2.7 No Adverse Change. Since December 31, 1998, (a) the Seller has not been
adversely affected in any material way as the result of any fire, explosion,
accident, riot, civil or labor disturbance, strike, boycott, lockout, flood,
drought, storm, earthquake, embargo or other casualty or act of God or the
public enemy, and (b) there has been no material adverse change in the condition
of any material business segment of the Seller's business or in the condition of
the assets of the Seller nor has any event or condition occurred that could
reasonably result in such a material and adverse change.
2.8 Taxes.
(a) All Tax Returns that are required to be filed (taking into account
all extensions) on or before the Closing Date for, by, on behalf of or with
respect to the Seller, including, but not limited to, those relating to the
Transferred Assets and the Assumed Liabilities, and those which include or
should include the Seller, the Transferred Assets or the Assumed Liabilities,
have been or will be timely filed with the appropriate foreign, federal, state
and local authorities on or before the Closing Date, and all Taxes shown to be
due and payable on such Tax Returns or related to such Tax Returns have been or
will be timely paid in full on or before the Closing Date.

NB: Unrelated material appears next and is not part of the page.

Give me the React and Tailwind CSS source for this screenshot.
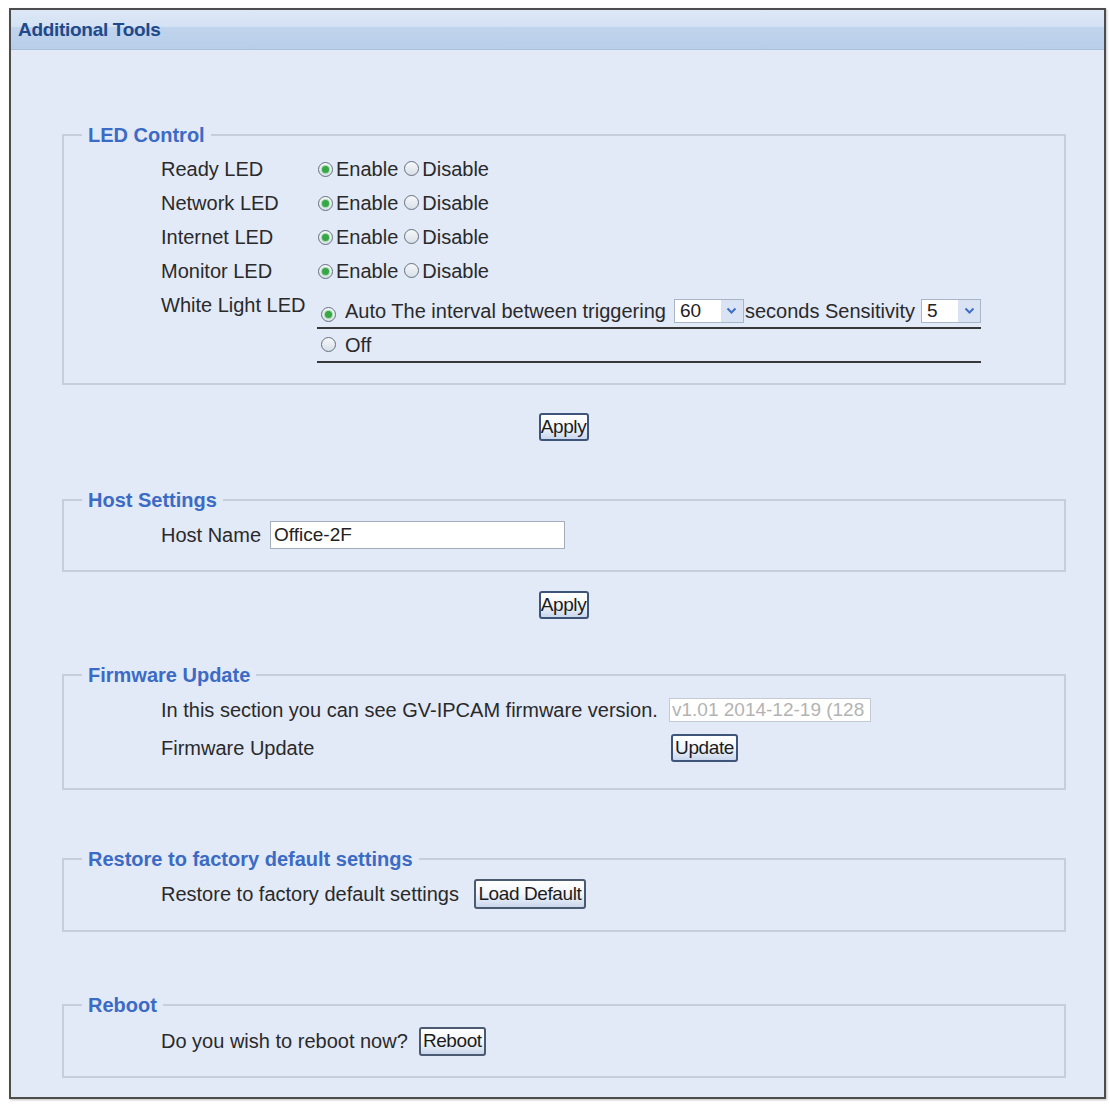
import React from 'react';

function Radio({ checked }) {
  return (
    <span className="inline-flex items-center justify-center w-[15px] h-[15px] rounded-full border border-[#64727f] bg-[linear-gradient(to_bottom,#f6f8fa,#d9e0e8)] shrink-0">
      {checked && <span className="w-[7px] h-[7px] rounded-full bg-[#36a646] shadow-[0_0_0_1px_#a6dcad]" />}
    </span>
  );
}

function Select({ value, width }) {
  return (
    <div className={`flex items-stretch h-[24px] border border-[#a9b6c8] bg-white ${width}`}>
      <span className="flex-1 pl-[5px] text-[19px] leading-[22px] text-[#222]">{value}</span>
      <span className="w-[22px] flex items-center justify-center bg-[#d9e3f3]">
        <svg width="11" height="8" viewBox="0 0 11 8">
          <path d="M1.5 1.5 L5.5 5.5 L9.5 1.5" fill="none" stroke="#3f6fc4" strokeWidth="2" />
        </svg>
      </span>
    </div>
  );
}

function Button({ children, className = '' }) {
  return (
    <button className={`h-[28px] px-0 border-2 border-[#3e5579] rounded-[3px] bg-[linear-gradient(to_bottom,#ffffff,#f2f5fa_50%,#c9d7ec)] text-[19px] leading-[22px] tracking-[-0.4px] text-[#1c1c1c] whitespace-nowrap overflow-hidden ${className}`}>
      {children}
    </button>
  );
}

function Group({ title, className = '', children }) {
  return (
    <fieldset className={`ml-[51px] mr-[38px] border-2 border-[#c6cedb] ${className}`}>
      <legend className="ml-[18px] px-[6px] text-[20px] leading-[24px] font-bold text-[#3b6bc5]">{title}</legend>
      {children}
    </fieldset>
  );
}

const leds = ['Ready LED', 'Network LED', 'Internet LED', 'Monitor LED'];

export default function App() {
  return (
    <div className="min-h-screen bg-white pt-[8px] pl-[9px] font-['Liberation_Sans',Arial,sans-serif] text-[#2a2a2a]">
      <div className="w-[1097px] h-[1091px] border-2 border-[#4d4d4d] bg-[#e2e9f7] shadow-[1px_1px_2px_rgba(0,0,0,0.25)]">
        {/* title bar */}
        <div className="h-[40px] border-b border-[#abc0da] bg-[linear-gradient(to_bottom,#dde8f6_0%,#d4e2f4_42%,#c0d4ed_45%,#b8cee9_100%)] flex items-center pl-[7px] pt-[2px]">
          <span className="text-[19px] font-bold text-[#21498a] tracking-[-0.3px]">Additional Tools</span>
        </div>

        {/* LED Control */}
        <Group title="LED Control" className="mt-[73px] pt-[5px] pb-[20px]">
          <div className="pl-[97px] text-[20px]">
            {leds.map((name) => (
              <div key={name} className="flex items-center h-[34px]">
                <span className="w-[157px]">{name}</span>
                <Radio checked />
                <span className="ml-[3px]">Enable</span>
                <span className="ml-[6px]"><Radio /></span>
                <span className="ml-[3px]">Disable</span>
              </div>
            ))}
            <div className="flex">
              <span className="w-[156px] h-[34px] leading-[34px]">White Light LED</span>
              <div className="w-[664px]">
                <div className="h-[41px] pt-[6px] flex items-center border-b-2 border-[#383838]">
                  <span className="ml-[4px]"><Radio checked /></span>
                  <span className="ml-[9px]">Auto The interval between triggering</span>
                  <span className="ml-[8px]"><Select value="60" width="w-[70px]" /></span>
                  <span className="ml-[1px]">seconds Sensitivity</span>
                  <span className="ml-[6px]"><Select value="5" width="w-[60px]" /></span>
                </div>
                <div className="h-[34px] flex items-center border-b-2 border-[#383838]">
                  <span className="ml-[4px]"><Radio /></span>
                  <span className="ml-[9px]">Off</span>
                </div>
              </div>
            </div>
          </div>
        </Group>

        <div className="flex justify-center mt-[28px] pl-[12px]">
          <Button className="w-[50px] h-[27px]">Apply</Button>
        </div>

        {/* Host Settings */}
        <Group title="Host Settings" className="mt-[47px] pt-[8px] pb-[20px]">
          <div className="pl-[97px] flex items-center text-[20px]">
            <span>Host Name</span>
            <input
              readOnly
              value="Office-2F"
              className="ml-[9px] w-[295px] h-[28px] border border-[#a3adbb] bg-white px-[3px] text-[19px] text-[#222] outline-none"
            />
          </div>
        </Group>

        <div className="flex justify-center mt-[19px] pl-[12px]">
          <Button className="w-[50px] h-[27px]">Apply</Button>
        </div>

        {/* Firmware Update */}
        <Group title="Firmware Update" className="mt-[44px] pt-[11px] pb-[25px]">
          <div className="pl-[97px] text-[20px]">
            <div className="flex items-center h-[24px]">
              <span className="w-[508px]">In this section you can see GV-IPCAM firmware version.</span>
              <input
                readOnly
                value="v1.01 2014-12-19 (128"
                className="w-[202px] h-[24px] border border-[#c3cad4] bg-white px-[2px] text-[19px] text-[#b3b3b3] outline-none"
              />
            </div>
            <div className="flex items-center mt-[11px]">
              <span className="w-[510px]">Firmware Update</span>
              <Button className="w-[67px]">Update</Button>
            </div>
          </div>
        </Group>

        {/* Restore */}
        <Group title="Restore to factory default settings" className="mt-[57px] pt-[8px] pb-[21px]">
          <div className="pl-[97px] flex items-center text-[20px]">
            <span>Restore to factory default settings</span>
            <Button className="ml-[15px] w-[112px] h-[30px] border-[#4a5a70]">Load Default</Button>
          </div>
        </Group>

        {/* Reboot */}
        <Group title="Reboot" className="mt-[61px] pt-[9px] pb-[20px]">
          <div className="pl-[97px] flex items-center text-[20px]">
            <span>Do you wish to reboot now?</span>
            <Button className="ml-[11px] w-[67px] h-[29px] border-[#4a5a70]">Reboot</Button>
          </div>
        </Group>
      </div>
    </div>
  );
}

(b) None of such Tax Returns are now under audit or examination by any
foreign, federal, state or local authority and there are no agreements, waivers
or other arrangements providing for an extension of time with respect to the
assessment or collection of any Tax or deficiency of any nature against the
Seller or the Transferred Assets, or with respect to any such Tax Return, or any
suits or other actions, proceedings, investigations or claims now pending or
threatened against the Seller or the Transferred Assets with respect to any Tax,
or any matters under discussion with any foreign, federal, state or local
authority relating to any Tax, or any claims for any additional Tax asserted by
any such authority.
2.9 No Litigation. There is no action, suit, claim, judgment, investigation
or legal, administrative, arbitration or other proceeding, or governmental
investigation or examination, pending or, to the knowledge of the Seller and
each of the Shareholders, threatened against or affecting the Seller or any of
the Transferred Assets, at law or in equity, before or by any Governmental
Entity and, to the best knowledge of the Seller and each of the Shareholders, no
basis exists for any such action, suit, claim, investigation or proceeding. To
the knowledge of the Seller and each of the Shareholders, there is no change in
any zoning or building ordinance pending or threatened against or affecting the
Seller, the Seller's business or any of the Transferred Assets.
2.10 Warranties and Product Liability.
(a) Except for (i) warranties implied by law and (ii) warranties
disclosed in Section 2.10 of the Disclosure Schedule, the Seller has not given
or made any warranties in connection with the sale or rental of goods or
services on or prior to the Closing, including, without limitation, warranties
covering the customer's consequential damages. Neither the Seller nor any of the
Shareholders is aware of any state of facts or the occurrence of any event
forming the basis of any present claim against the Seller with respect to
warranties relating to products manufactured, sold or distributed by the Seller
or services performed by or on behalf of the Seller on or prior to the Closing.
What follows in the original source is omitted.